You’re looking for an all-rounder that combines true track ability with impeccable build quality.
- Base price: $85,000
- Engines: 5.0-litre V-8
- Transmission/Drive: Eight speed automatic/Rear-wheel
- Fuel economy (litres/100 kms): 14.4 city/ 9.6 hwy
- Alternatives: BMW M4, Mercedes-AMG C63, Audi RS5
More suited to midnight in Tokyo than the parking lot at the office, the Track Edition is certifiably crazy-looking. At least it’s all functional: the quad-exhaust tips are lightweight titanium, the fixed rear wing provides 26 kg of downforce, and all those vents and intakes actually channel air.
On the inside, there are few differences between the standard RC-F and the Track Edition. The latter loses the cooled seats and has a manually adjustable steering wheel. Both insides are a little dated when compared to more modern Lexus products like the LC 500.
Both the Track Edition and the standard RC-F get a new, higher final drive ratio and a mild bump to a total of 472 hp. 0-100 km/h times should be just over four seconds.
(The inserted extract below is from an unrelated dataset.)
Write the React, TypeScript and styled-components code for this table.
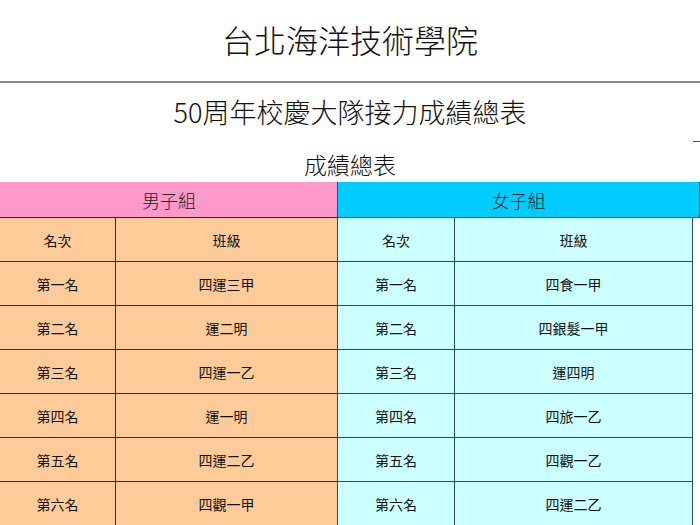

If the Track Edition’s be-spoilered look is too much for you, note that the standard 2020 RC-F is 15 kg lighter than the 2019 model and has a torque-vectoring rear differential to help in the corners. (The Track Edition has only a standard limited-slip to save weight.)
Lexus’s touchpad and screen technology feels a little behind the times on first introduction but is perfectly functional.
A new carbon-fibre brace cuts down on the Track Edition’s pass-through space, but trunk space remains useful at 287 litres.
The verdict: 8.5
An often overlooked entrant in the competitive sport sedan segment, this new sharp-edged variant of the RC-F proves that tuning is about more than just posting up big numbers.
The writer was a guest of the automaker. Content was not subject to approval.